━━━ Data shown ━━━

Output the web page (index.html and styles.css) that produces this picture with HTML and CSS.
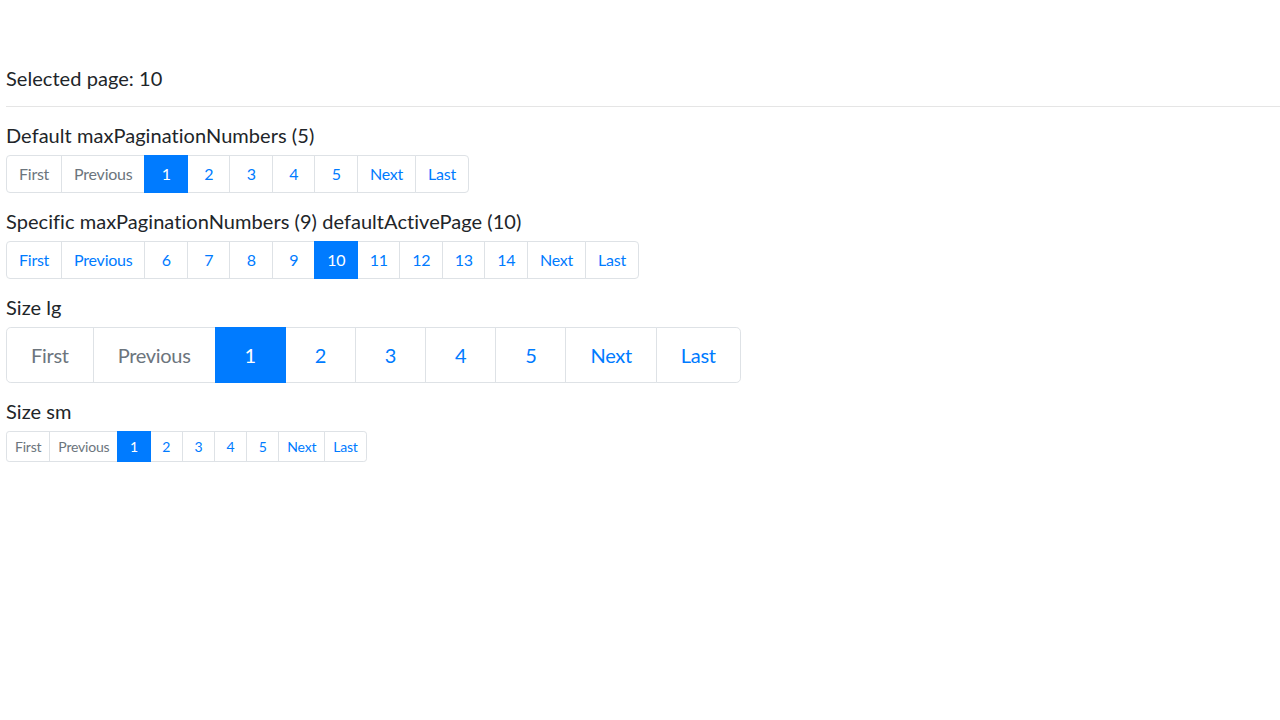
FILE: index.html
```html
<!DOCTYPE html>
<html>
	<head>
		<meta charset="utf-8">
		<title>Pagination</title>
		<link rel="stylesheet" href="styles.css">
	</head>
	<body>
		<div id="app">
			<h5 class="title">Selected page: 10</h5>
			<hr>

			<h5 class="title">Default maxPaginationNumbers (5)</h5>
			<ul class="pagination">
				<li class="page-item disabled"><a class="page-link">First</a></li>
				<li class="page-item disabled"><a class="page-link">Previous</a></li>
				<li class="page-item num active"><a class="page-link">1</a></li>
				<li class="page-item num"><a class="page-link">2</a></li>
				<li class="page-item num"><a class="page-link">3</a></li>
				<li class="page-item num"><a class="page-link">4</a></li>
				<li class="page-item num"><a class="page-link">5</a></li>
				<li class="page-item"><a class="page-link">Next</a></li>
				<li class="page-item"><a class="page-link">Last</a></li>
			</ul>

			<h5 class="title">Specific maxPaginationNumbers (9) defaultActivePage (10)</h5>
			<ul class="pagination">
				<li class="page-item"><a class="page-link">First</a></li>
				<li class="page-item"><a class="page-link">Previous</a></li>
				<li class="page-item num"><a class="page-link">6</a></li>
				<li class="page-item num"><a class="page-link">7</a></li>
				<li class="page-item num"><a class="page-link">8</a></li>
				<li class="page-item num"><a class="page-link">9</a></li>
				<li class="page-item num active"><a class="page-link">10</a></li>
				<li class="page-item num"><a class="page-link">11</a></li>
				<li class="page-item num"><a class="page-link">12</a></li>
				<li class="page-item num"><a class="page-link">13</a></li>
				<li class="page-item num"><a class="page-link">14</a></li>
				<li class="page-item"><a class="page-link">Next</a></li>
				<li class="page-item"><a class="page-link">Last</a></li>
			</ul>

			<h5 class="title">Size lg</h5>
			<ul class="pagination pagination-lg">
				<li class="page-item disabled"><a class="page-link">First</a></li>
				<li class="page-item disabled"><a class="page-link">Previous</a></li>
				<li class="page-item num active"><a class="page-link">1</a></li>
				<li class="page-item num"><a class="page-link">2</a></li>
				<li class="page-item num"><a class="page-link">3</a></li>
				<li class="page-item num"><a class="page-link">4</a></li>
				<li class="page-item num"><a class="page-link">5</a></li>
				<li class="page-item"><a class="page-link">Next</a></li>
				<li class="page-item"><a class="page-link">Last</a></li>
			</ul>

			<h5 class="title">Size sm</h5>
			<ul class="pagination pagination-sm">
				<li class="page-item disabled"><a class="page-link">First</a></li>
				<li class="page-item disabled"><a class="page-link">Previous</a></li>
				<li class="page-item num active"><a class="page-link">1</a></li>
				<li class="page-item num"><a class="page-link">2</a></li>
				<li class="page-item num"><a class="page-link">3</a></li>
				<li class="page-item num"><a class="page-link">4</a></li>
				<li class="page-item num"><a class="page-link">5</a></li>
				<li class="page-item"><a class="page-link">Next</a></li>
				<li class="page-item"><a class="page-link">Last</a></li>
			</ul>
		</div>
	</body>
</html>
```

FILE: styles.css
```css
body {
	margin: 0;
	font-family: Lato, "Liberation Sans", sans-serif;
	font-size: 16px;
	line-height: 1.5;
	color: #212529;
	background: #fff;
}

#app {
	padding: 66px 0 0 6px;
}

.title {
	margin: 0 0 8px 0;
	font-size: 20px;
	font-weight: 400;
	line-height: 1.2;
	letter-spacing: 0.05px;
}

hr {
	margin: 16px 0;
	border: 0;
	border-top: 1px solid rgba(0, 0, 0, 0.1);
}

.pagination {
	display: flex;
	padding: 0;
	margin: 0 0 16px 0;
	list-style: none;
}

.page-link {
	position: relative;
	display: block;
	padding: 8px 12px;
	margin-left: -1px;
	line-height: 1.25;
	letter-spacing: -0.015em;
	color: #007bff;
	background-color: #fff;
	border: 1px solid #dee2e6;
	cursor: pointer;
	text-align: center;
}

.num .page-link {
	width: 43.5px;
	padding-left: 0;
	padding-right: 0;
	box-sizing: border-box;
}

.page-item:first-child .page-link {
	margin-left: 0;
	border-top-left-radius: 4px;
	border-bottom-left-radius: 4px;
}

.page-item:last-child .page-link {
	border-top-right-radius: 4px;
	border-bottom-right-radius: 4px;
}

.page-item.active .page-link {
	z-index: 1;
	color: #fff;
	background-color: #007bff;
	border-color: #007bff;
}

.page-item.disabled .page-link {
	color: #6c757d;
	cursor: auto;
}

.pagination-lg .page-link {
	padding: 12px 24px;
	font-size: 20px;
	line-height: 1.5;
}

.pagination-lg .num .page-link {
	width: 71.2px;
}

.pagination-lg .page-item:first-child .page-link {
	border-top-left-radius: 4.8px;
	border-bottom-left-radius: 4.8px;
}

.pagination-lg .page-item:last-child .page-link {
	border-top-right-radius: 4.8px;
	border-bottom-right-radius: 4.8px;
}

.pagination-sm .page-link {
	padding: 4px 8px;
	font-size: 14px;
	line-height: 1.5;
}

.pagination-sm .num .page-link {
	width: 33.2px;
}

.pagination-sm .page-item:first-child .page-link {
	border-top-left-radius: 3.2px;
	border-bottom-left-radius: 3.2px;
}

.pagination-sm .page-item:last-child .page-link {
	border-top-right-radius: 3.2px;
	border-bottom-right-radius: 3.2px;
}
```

━━━

Copy each line above precisely, dropping the pictures.

• **Solution for this exercise**
Output the web page (index.html and styles.css) that produces this picture with HTML and CSS.
FILE: index.html
```html
<!DOCTYPE html>
<html>
	<head>
		<meta charset="utf-8">
		<title>Pagination</title>
		<link rel="stylesheet" href="styles.css">
	</head>
	<body>
		<div id="app">
			<h5 class="title">Selected page: 10</h5>
			<hr>

			<h5 class="title">Default maxPaginationNumbers (5)</h5>
			<ul class="pagination">
				<li class="page-item disabled"><a class="page-link">First</a></li>
				<li class="page-item disabled"><a class="page-link">Previous</a></li>
				<li class="page-item num active"><a class="page-link">1</a></li>
				<li class="page-item num"><a class="page-link">2</a></li>
				<li class="page-item num"><a class="page-link">3</a></li>
				<li class="page-item num"><a class="page-link">4</a></li>
				<li class="page-item num"><a class="page-link">5</a></li>
				<li class="page-item"><a class="page-link">Next</a></li>
				<li class="page-item"><a class="page-link">Last</a></li>
			</ul>

			<h5 class="title">Specific maxPaginationNumbers (9) defaultActivePage (10)</h5>
			<ul class="pagination">
				<li class="page-item"><a class="page-link">First</a></li>
				<li class="page-item"><a class="page-link">Previous</a></li>
				<li class="page-item num"><a class="page-link">6</a></li>
				<li class="page-item num"><a class="page-link">7</a></li>
				<li class="page-item num"><a class="page-link">8</a></li>
				<li class="page-item num"><a class="page-link">9</a></li>
				<li class="page-item num active"><a class="page-link">10</a></li>
				<li class="page-item num"><a class="page-link">11</a></li>
				<li class="page-item num"><a class="page-link">12</a></li>
				<li class="page-item num"><a class="page-link">13</a></li>
				<li class="page-item num"><a class="page-link">14</a></li>
				<li class="page-item"><a class="page-link">Next</a></li>
				<li class="page-item"><a class="page-link">Last</a></li>
			</ul>

			<h5 class="title">Size lg</h5>
			<ul class="pagination pagination-lg">
				<li class="page-item disabled"><a class="page-link">First</a></li>
				<li class="page-item disabled"><a class="page-link">Previous</a></li>
				<li class="page-item num active"><a class="page-link">1</a></li>
				<li class="page-item num"><a class="page-link">2</a></li>
				<li class="page-item num"><a class="page-link">3</a></li>
				<li class="page-item num"><a class="page-link">4</a></li>
				<li class="page-item num"><a class="page-link">5</a></li>
				<li class="page-item"><a class="page-link">Next</a></li>
				<li class="page-item"><a class="page-link">Last</a></li>
			</ul>

			<h5 class="title">Size sm</h5>
			<ul class="pagination pagination-sm">
				<li class="page-item disabled"><a class="page-link">First</a></li>
				<li class="page-item disabled"><a class="page-link">Previous</a></li>
				<li class="page-item num active"><a class="page-link">1</a></li>
				<li class="page-item num"><a class="page-link">2</a></li>
				<li class="page-item num"><a class="page-link">3</a></li>
				<li class="page-item num"><a class="page-link">4</a></li>
				<li class="page-item num"><a class="page-link">5</a></li>
				<li class="page-item"><a class="page-link">Next</a></li>
				<li class="page-item"><a class="page-link">Last</a></li>
			</ul>
		</div>
	</body>
</html>
```

FILE: styles.css
```css
body {
	margin: 0;
	font-family: Lato, "Liberation Sans", sans-serif;
	font-size: 16px;
	line-height: 1.5;
	color: #212529;
	background: #fff;
}

#app {
	padding: 66px 0 0 6px;
}

.title {
	margin: 0 0 8px 0;
	font-size: 20px;
	font-weight: 400;
	line-height: 1.2;
	letter-spacing: 0.05px;
}

hr {
	margin: 16px 0;
	border: 0;
	border-top: 1px solid rgba(0, 0, 0, 0.1);
}

.pagination {
	display: flex;
	padding: 0;
	margin: 0 0 16px 0;
	list-style: none;
}

.page-link {
	position: relative;
	display: block;
	padding: 8px 12px;
	margin-left: -1px;
	line-height: 1.25;
	letter-spacing: -0.015em;
	color: #007bff;
	background-color: #fff;
	border: 1px solid #dee2e6;
	cursor: pointer;
	text-align: center;
}

.num .page-link {
	width: 43.5px;
	padding-left: 0;
	padding-right: 0;
	box-sizing: border-box;
}

.page-item:first-child .page-link {
	margin-left: 0;
	border-top-left-radius: 4px;
	border-bottom-left-radius: 4px;
}

.page-item:last-child .page-link {
	border-top-right-radius: 4px;
	border-bottom-right-radius: 4px;
}

.page-item.active .page-link {
	z-index: 1;
	color: #fff;
	background-color: #007bff;
	border-color: #007bff;
}

.page-item.disabled .page-link {
	color: #6c757d;
	cursor: auto;
}

.pagination-lg .page-link {
	padding: 12px 24px;
	font-size: 20px;
	line-height: 1.5;
}

.pagination-lg .num .page-link {
	width: 71.2px;
}

.pagination-lg .page-item:first-child .page-link {
	border-top-left-radius: 4.8px;
	border-bottom-left-radius: 4.8px;
}

.pagination-lg .page-item:last-child .page-link {
	border-top-right-radius: 4.8px;
	border-bottom-right-radius: 4.8px;
}

.pagination-sm .page-link {
	padding: 4px 8px;
	font-size: 14px;
	line-height: 1.5;
}

.pagination-sm .num .page-link {
	width: 33.2px;
}

.pagination-sm .page-item:first-child .page-link {
	border-top-left-radius: 3.2px;
	border-bottom-left-radius: 3.2px;
}

.pagination-sm .page-item:last-child .page-link {
	border-top-right-radius: 3.2px;
	border-bottom-right-radius: 3.2px;
}
```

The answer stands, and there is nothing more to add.